- Problem statement:
Output the material below unchanged, apart from leaving out the pictures.
## begin Data extract
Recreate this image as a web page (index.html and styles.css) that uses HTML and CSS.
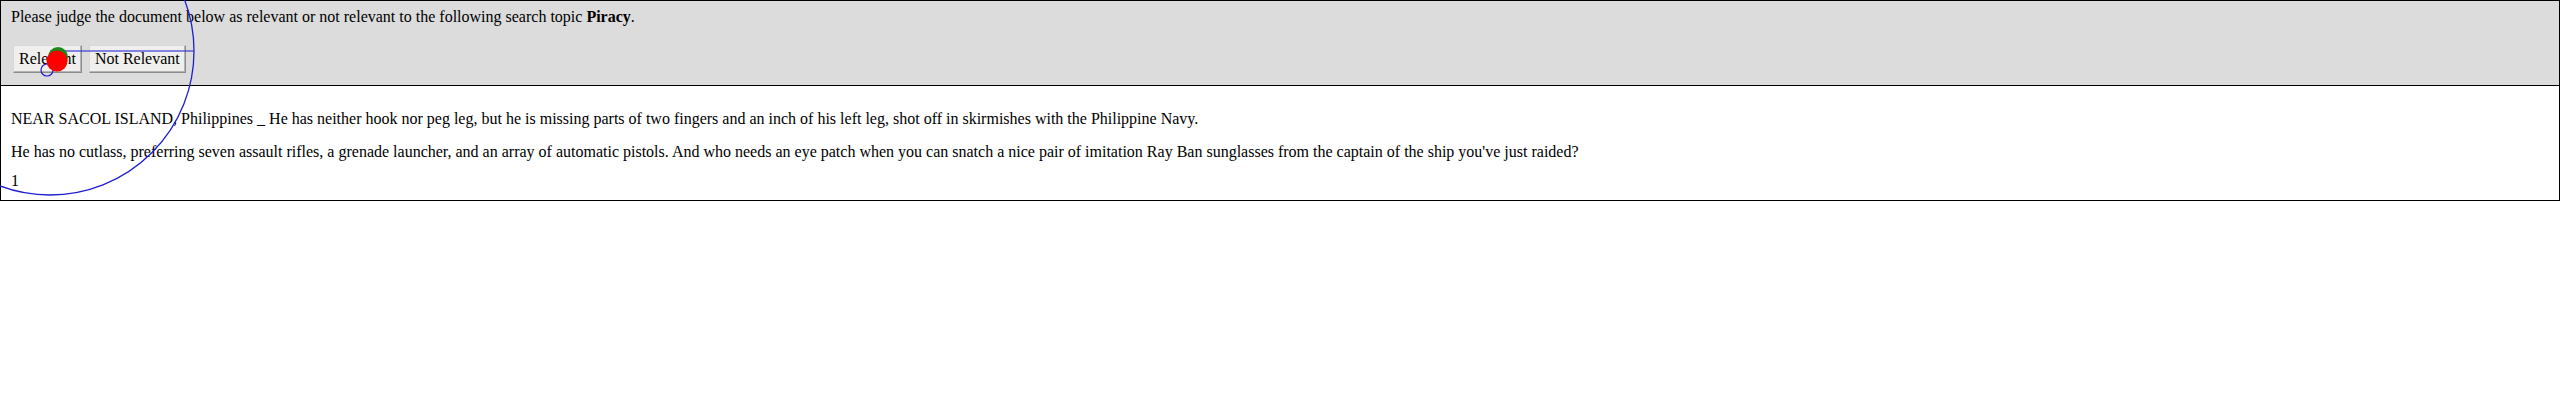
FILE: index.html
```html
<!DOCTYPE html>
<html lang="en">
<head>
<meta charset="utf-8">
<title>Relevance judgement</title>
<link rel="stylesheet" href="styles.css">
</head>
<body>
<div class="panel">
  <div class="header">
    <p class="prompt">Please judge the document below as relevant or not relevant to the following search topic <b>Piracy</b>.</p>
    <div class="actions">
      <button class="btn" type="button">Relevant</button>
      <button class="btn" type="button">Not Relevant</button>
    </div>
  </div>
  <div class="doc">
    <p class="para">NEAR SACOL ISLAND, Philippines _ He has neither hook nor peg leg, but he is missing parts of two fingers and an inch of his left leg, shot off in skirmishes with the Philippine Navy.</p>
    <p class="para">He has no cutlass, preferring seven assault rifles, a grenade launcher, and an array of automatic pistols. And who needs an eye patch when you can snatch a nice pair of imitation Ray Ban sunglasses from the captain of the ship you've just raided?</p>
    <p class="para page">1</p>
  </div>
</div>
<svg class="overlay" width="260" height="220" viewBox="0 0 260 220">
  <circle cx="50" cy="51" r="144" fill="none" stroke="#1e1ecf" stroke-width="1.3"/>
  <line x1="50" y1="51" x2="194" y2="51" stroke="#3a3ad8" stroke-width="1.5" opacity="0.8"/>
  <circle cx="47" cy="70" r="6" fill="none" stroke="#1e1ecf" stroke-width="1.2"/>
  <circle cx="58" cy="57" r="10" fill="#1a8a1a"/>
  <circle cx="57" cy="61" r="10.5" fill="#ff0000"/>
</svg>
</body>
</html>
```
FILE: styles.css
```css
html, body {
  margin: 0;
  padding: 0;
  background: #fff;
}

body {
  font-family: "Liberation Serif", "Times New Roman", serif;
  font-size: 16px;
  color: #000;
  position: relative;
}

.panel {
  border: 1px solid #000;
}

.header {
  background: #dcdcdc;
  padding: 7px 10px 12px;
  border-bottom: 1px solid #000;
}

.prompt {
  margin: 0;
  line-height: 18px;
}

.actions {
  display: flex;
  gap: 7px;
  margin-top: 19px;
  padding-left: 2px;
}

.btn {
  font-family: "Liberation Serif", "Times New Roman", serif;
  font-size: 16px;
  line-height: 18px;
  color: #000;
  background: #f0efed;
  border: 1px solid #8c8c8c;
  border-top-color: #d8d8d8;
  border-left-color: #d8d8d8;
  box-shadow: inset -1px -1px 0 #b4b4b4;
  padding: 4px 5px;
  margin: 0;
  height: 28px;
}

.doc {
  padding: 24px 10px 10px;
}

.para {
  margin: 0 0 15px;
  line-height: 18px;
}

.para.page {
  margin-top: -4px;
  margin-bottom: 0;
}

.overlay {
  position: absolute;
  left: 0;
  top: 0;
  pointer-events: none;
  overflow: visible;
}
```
## end Data extract
- Output:
Recreate this image as a web page (index.html and styles.css) that uses HTML and CSS.
FILE: index.html
```html
<!DOCTYPE html>
<html lang="en">
<head>
<meta charset="utf-8">
<title>Relevance judgement</title>
<link rel="stylesheet" href="styles.css">
</head>
<body>
<div class="panel">
  <div class="header">
    <p class="prompt">Please judge the document below as relevant or not relevant to the following search topic <b>Piracy</b>.</p>
    <div class="actions">
      <button class="btn" type="button">Relevant</button>
      <button class="btn" type="button">Not Relevant</button>
    </div>
  </div>
  <div class="doc">
    <p class="para">NEAR SACOL ISLAND, Philippines _ He has neither hook nor peg leg, but he is missing parts of two fingers and an inch of his left leg, shot off in skirmishes with the Philippine Navy.</p>
    <p class="para">He has no cutlass, preferring seven assault rifles, a grenade launcher, and an array of automatic pistols. And who needs an eye patch when you can snatch a nice pair of imitation Ray Ban sunglasses from the captain of the ship you've just raided?</p>
    <p class="para page">1</p>
  </div>
</div>
<svg class="overlay" width="260" height="220" viewBox="0 0 260 220">
  <circle cx="50" cy="51" r="144" fill="none" stroke="#1e1ecf" stroke-width="1.3"/>
  <line x1="50" y1="51" x2="194" y2="51" stroke="#3a3ad8" stroke-width="1.5" opacity="0.8"/>
  <circle cx="47" cy="70" r="6" fill="none" stroke="#1e1ecf" stroke-width="1.2"/>
  <circle cx="58" cy="57" r="10" fill="#1a8a1a"/>
  <circle cx="57" cy="61" r="10.5" fill="#ff0000"/>
</svg>
</body>
</html>
```
FILE: styles.css
```css
html, body {
  margin: 0;
  padding: 0;
  background: #fff;
}

body {
  font-family: "Liberation Serif", "Times New Roman", serif;
  font-size: 16px;
  color: #000;
  position: relative;
}

.panel {
  border: 1px solid #000;
}

.header {
  background: #dcdcdc;
  padding: 7px 10px 12px;
  border-bottom: 1px solid #000;
}

.prompt {
  margin: 0;
  line-height: 18px;
}

.actions {
  display: flex;
  gap: 7px;
  margin-top: 19px;
  padding-left: 2px;
}

.btn {
  font-family: "Liberation Serif", "Times New Roman", serif;
  font-size: 16px;
  line-height: 18px;
  color: #000;
  background: #f0efed;
  border: 1px solid #8c8c8c;
  border-top-color: #d8d8d8;
  border-left-color: #d8d8d8;
  box-shadow: inset -1px -1px 0 #b4b4b4;
  padding: 4px 5px;
  margin: 0;
  height: 28px;
}

.doc {
  padding: 24px 10px 10px;
}

.para {
  margin: 0 0 15px;
  line-height: 18px;
}

.para.page {
  margin-top: -4px;
  margin-bottom: 0;
}

.overlay {
  position: absolute;
  left: 0;
  top: 0;
  pointer-events: none;
  overflow: visible;
}
```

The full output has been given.